J'ai ressenti tant de choses à la lecture du "Blé en Herbe", que j'ai bien du mal à ordonner ce que je m'apprête à écrire...
J'en ai profondément aimé l'écriture, que j'ai trouvé à la fois vivante et poétique, ciselée, chantante comme une rivière qui éclabousse ses rives, qui serpente entre les rochers et dont le soleil vient chercher le reflet. C'est une langue à la fois précise, élégante, ciselée et rebelle, audacieuse, sensuelle. Offerte.
J'en ai aimé les paysages, la Bretagne si bien décrite avec ses couleurs, mais aussi et surtout ses parfums, ses odeurs mêmes, ses sensations. Dans "
Le Blé en Herbe", on sent et ressent le paysage, la mer, les plantes, les pierres et le sable plus qu'on ne les voit. J'en ai aimé le rivage, les vagues, les coquillages, les pique-niques, les sentiers ensablés et les parties de pêche. le vent qui échevèle et les embruns.
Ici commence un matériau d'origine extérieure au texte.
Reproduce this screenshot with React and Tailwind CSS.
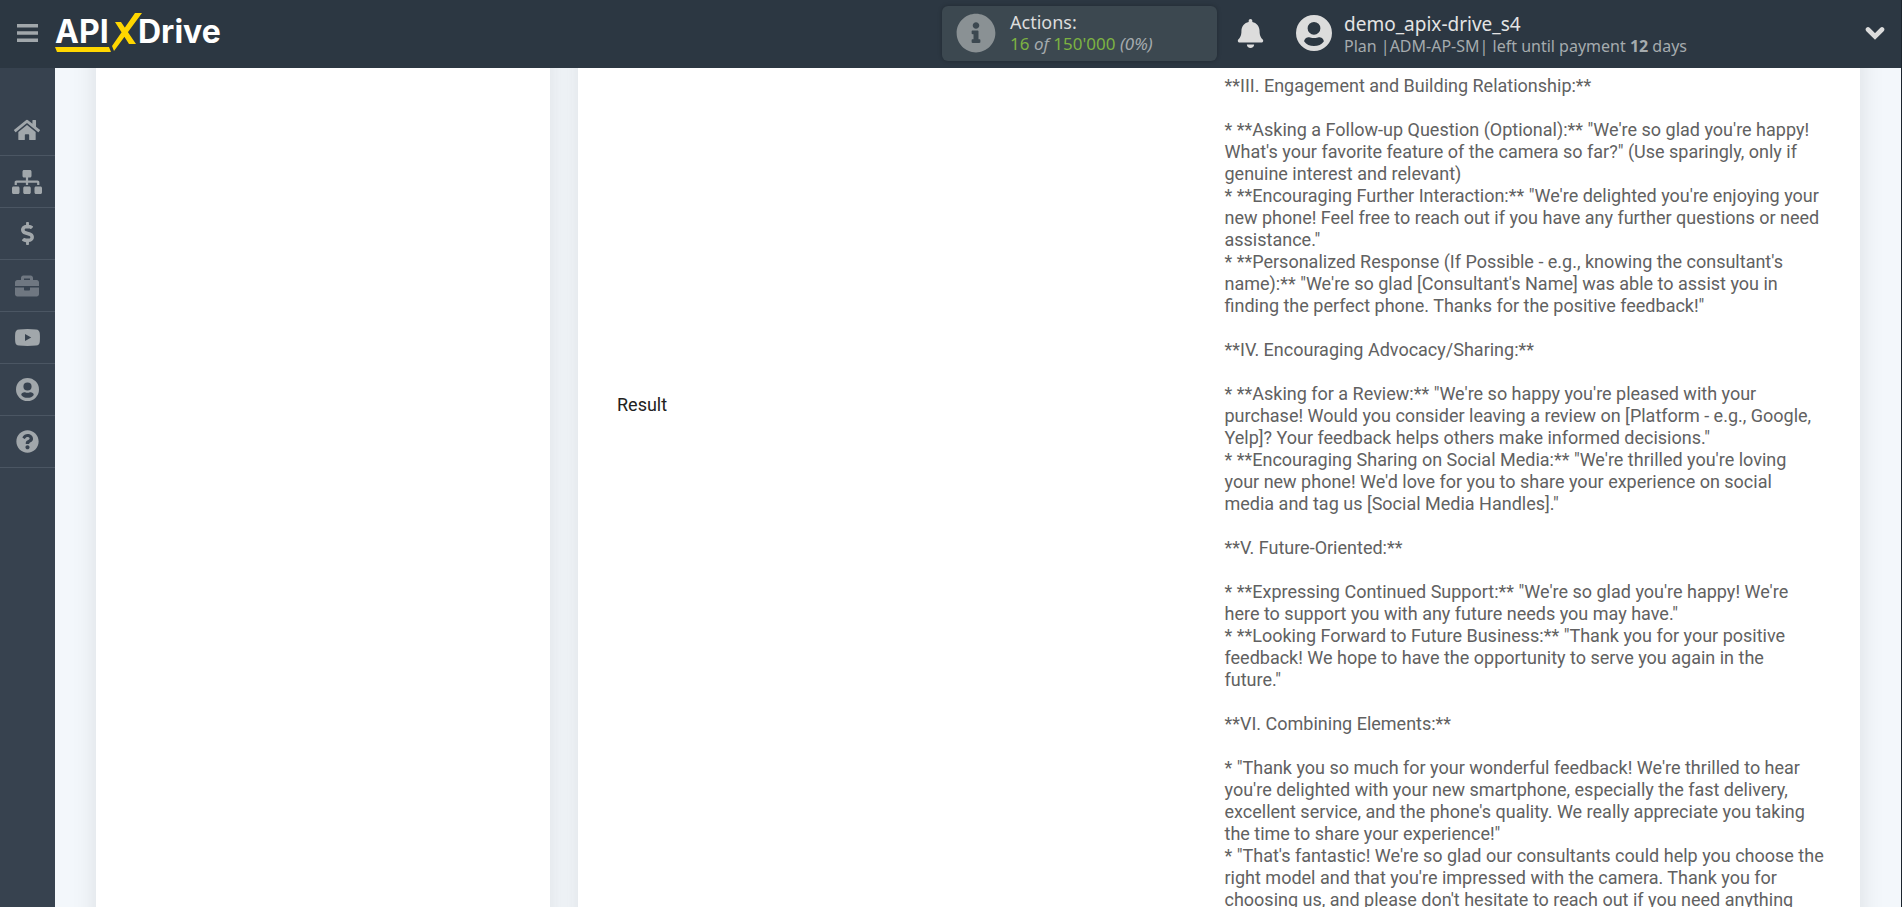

J'en ai aimé le propos, féroce comme l'enfance, plein d'élan comme l'adolescence et sensuel comme la fin de l'été et les derniers feux du mois d'aout. J'en ai aimé le gout suranné qui se mêle à l'insolence et l'audace. J'en ai aimé la pudeur qui joue étrangement avec le désir. J'en ai aimé la douce cruauté, comme la première étreinte blanche du soleil en juillet. J'en ai aimé les personnages si vivants, si imparfaits mais attachants. J'en ai aimé la fin autant que le début.